The bank also offers services to tourists and others visiting Saint Helena and Ascension Island. These include currency exchange, encashment of traveller's cheques and providing cash advances on selected credit/debit cards.

The bank maintains a relationship with Lloyds Bank, allowing its customers to use their banking network for United Kingdom and international money transmission.

Current details of the bank's services are available on its website.

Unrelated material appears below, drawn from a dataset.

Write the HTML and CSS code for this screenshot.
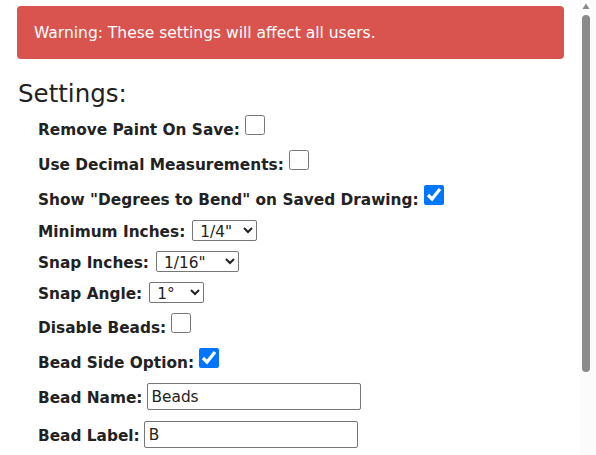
FILE: index.html
```html
<!DOCTYPE html>
<html lang="en">
<head>
<meta charset="utf-8">
<title>Settings</title>
<link rel="stylesheet" href="styles.css">
</head>
<body>
<div class="page">
  <div class="alert">Warning: These settings will affect all users.</div>
  <h2 class="title">Settings:</h2>
  <form class="settings">
    <div class="row row-cb"><label class="lbl" for="f1">Remove Paint On Save:</label><input class="chk" type="checkbox" id="f1"></div>
    <div class="row row-cb"><label class="lbl" for="f2">Use Decimal Measurements:</label><input class="chk" type="checkbox" id="f2"></div>
    <div class="row row-cb"><label class="lbl" for="f3">Show "Degrees to Bend" on Saved Drawing:</label><input class="chk" type="checkbox" id="f3" checked></div>
    <div class="row row-sel"><label class="lbl" for="f4">Minimum Inches:</label><select class="sel sel-min" id="f4"><option>1/4"</option><option>1/8"</option><option>1/2"</option></select></div>
    <div class="row row-sel"><label class="lbl" for="f5">Snap Inches:</label><select class="sel sel-snap" id="f5"><option>1/16"</option><option>1/8"</option><option>1/4"</option></select></div>
    <div class="row row-sel"><label class="lbl" for="f6">Snap Angle:</label><select class="sel sel-angle" id="f6"><option>1°</option><option>5°</option><option>15°</option></select></div>
    <div class="row row-cb"><label class="lbl" for="f7">Disable Beads:</label><input class="chk" type="checkbox" id="f7"></div>
    <div class="row row-cb"><label class="lbl" for="f8">Bead Side Option:</label><input class="chk" type="checkbox" id="f8" checked></div>
    <div class="row row-txt"><label class="lbl" for="f9">Bead Name:</label><input class="txt" type="text" id="f9" value="Beads"></div>
    <div class="row row-txt"><label class="lbl" for="f10">Bead Label:</label><input class="txt" type="text" id="f10" value="B"></div>
  </form>
</div>
<div class="scrollbar" aria-hidden="true">
  <svg class="scrollbar-svg" width="16" height="455" viewBox="0 0 16 455">
    <path d="M2.5 9 L6 3.5 L9.5 9 Z" fill="#8a8a8a"/>
    <rect x="2" y="15" width="8" height="357" rx="4" fill="#8b8b8b"/>
  </svg>
</div>
</body>
</html>
```
FILE: styles.css
```css
html {
  background: #fff;
}
body {
  margin: 0;
  font-family: "DejaVu Sans", Verdana, sans-serif;
  color: #222;
  overflow: hidden;
}
.page {
  padding: 6px 32px 0 17px;
}
.alert {
  background: #d9534f;
  color: #fff;
  font-size: 15.5px;
  border-radius: 4px;
  padding: 18px 17px 17px;
  line-height: 18px;
}
.title {
  margin: 21px 0 7px 1px;
  font-size: 24.5px;
  font-weight: normal;
  line-height: 28px;
}
.settings {
  margin: 0;
  padding-left: 21px;
}
.row {
  display: flex;
  align-items: flex-start;
  font-size: 15.35px;
  line-height: 18px;
}
.row-cb {
  margin-bottom: 11px;
}
.row-sel {
  margin-bottom: 10px;
}
.row-txt {
  margin-bottom: 11px;
}
.lbl {
  font-weight: bold;
  white-space: nowrap;
}
.row-cb .lbl {
  margin-top: 6px;
}
.row-sel .lbl {
  margin-top: 3px;
}
.row-txt .lbl {
  margin-top: 6px;
}
.chk {
  width: 20px;
  height: 20px;
  margin: 0 0 0 5px;
  flex: none;
}
.sel {
  margin: 0 0 0 7px;
  padding: 1px 0 0 3px;
  font-family: "DejaVu Sans", Verdana, sans-serif;
  font-size: 15.35px;
  height: 21px;
  border: 1px solid #767676;
  border-radius: 2px;
  background: #fff;
  color: #222;
  flex: none;
}
.sel-min { width: 65px; }
.sel-snap { width: 83px; }
.sel-angle { width: 55px; }
.txt {
  margin: 0 0 0 4px;
  width: 214px;
  height: 27px;
  box-sizing: border-box;
  padding: 3px 4px;
  font-family: "DejaVu Sans", Verdana, sans-serif;
  font-size: 15.35px;
  border: 1px solid #767676;
  border-radius: 2px;
  color: #222;
  flex: none;
}
.scrollbar {
  position: fixed;
  top: 0;
  right: 0;
  width: 16px;
  height: 100%;
  background: #fbfbfb;
}
.scrollbar-svg {
  display: block;
}
```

Money and banking on Saint Helena
The Currency Commissioners, part of the Government of Saint Helena, issue the island's banknotes and coins. The Bank of St Helena is the island's only bank and the island does not have a central bank. The bank sets its own deposit and lending rates. As of April 2019 the maximum savings rate is 4% and the normal personal lending rate is 7%.

Local Debit Cards

Launched in 2017, Local Debit Cards are the easiest way to shop around St Helena without withdrawing cash. The cards have QR codes linked to the user's account and spending is debited instantly from the bank account. The cards are not accepted in all shops and stores around St Helena, but are available to use in the large shopping outlets and most small businesses found around the island.

Local Debit Cards are only available to customers with a personal or business current account, and are free of charge.

Online Banking
Launched in 2013, online banking allows account holders to download statements, make local and international transfers, and set-up monthly journals. Online banking is available to personal account holders for £2 a month and to business account holders for £5 or £30 a month (depending on the package they choose).

History
The Banking Ordinance 2003 and the Bank of St Helena Ordinance 2003 established the bank on 1 April 2004. The bank inherited the assets and liabilities of the Government Savings Bank (in Saint Helena) and the Ascension Island Savings Bank.

The Government Savings Bank in St Helena had been established in 1865.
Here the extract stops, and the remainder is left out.